**Written problem**. Pictures stay out of this copy, which runs from the first line of the material through the line containing "text-[41px] font-bold leading-[52px]".

**Stored data**.
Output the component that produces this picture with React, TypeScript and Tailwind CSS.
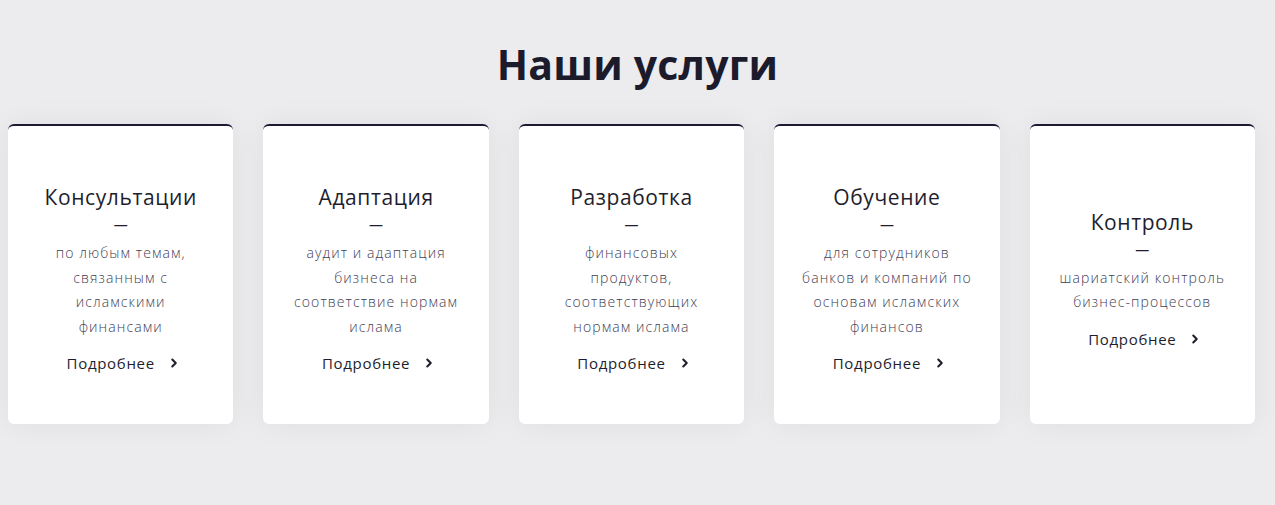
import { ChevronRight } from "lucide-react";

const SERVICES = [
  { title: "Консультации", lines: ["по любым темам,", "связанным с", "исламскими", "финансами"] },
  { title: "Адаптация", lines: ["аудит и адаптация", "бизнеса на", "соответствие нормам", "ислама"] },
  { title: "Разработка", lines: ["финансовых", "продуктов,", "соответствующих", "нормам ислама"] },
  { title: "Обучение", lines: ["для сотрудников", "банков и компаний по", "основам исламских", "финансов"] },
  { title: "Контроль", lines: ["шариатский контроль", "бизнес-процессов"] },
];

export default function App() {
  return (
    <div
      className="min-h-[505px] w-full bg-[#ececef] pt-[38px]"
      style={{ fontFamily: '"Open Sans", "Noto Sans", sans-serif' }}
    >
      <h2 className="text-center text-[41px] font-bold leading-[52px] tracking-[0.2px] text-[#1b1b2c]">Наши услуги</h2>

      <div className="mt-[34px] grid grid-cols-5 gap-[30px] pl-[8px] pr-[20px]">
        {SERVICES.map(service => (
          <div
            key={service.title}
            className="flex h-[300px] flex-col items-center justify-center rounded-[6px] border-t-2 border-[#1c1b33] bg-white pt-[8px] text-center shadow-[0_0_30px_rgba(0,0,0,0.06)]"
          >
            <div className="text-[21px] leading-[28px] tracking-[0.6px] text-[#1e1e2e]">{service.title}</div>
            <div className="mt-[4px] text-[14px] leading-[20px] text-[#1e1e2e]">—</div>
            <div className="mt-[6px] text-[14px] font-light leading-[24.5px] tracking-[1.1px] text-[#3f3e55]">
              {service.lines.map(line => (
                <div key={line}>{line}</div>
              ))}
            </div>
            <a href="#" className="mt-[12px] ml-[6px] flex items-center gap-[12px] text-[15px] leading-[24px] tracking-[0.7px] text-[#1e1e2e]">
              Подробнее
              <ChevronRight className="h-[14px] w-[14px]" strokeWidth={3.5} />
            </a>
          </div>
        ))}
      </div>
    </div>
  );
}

**Reply**.
Output the component that produces this picture with React, TypeScript and Tailwind CSS.
import { ChevronRight } from "lucide-react";

const SERVICES = [
  { title: "Консультации", lines: ["по любым темам,", "связанным с", "исламскими", "финансами"] },
  { title: "Адаптация", lines: ["аудит и адаптация", "бизнеса на", "соответствие нормам", "ислама"] },
  { title: "Разработка", lines: ["финансовых", "продуктов,", "соответствующих", "нормам ислама"] },
  { title: "Обучение", lines: ["для сотрудников", "банков и компаний по", "основам исламских", "финансов"] },
  { title: "Контроль", lines: ["шариатский контроль", "бизнес-процессов"] },
];

export default function App() {
  return (
    <div
      className="min-h-[505px] w-full bg-[#ececef] pt-[38px]"
      style={{ fontFamily: '"Open Sans", "Noto Sans", sans-serif' }}
    >
      <h2 className="text-center text-[41px] font-bold leading-[52px] tracking-[0.2px] text-[#1b1b2c]">Наши услуги</h2>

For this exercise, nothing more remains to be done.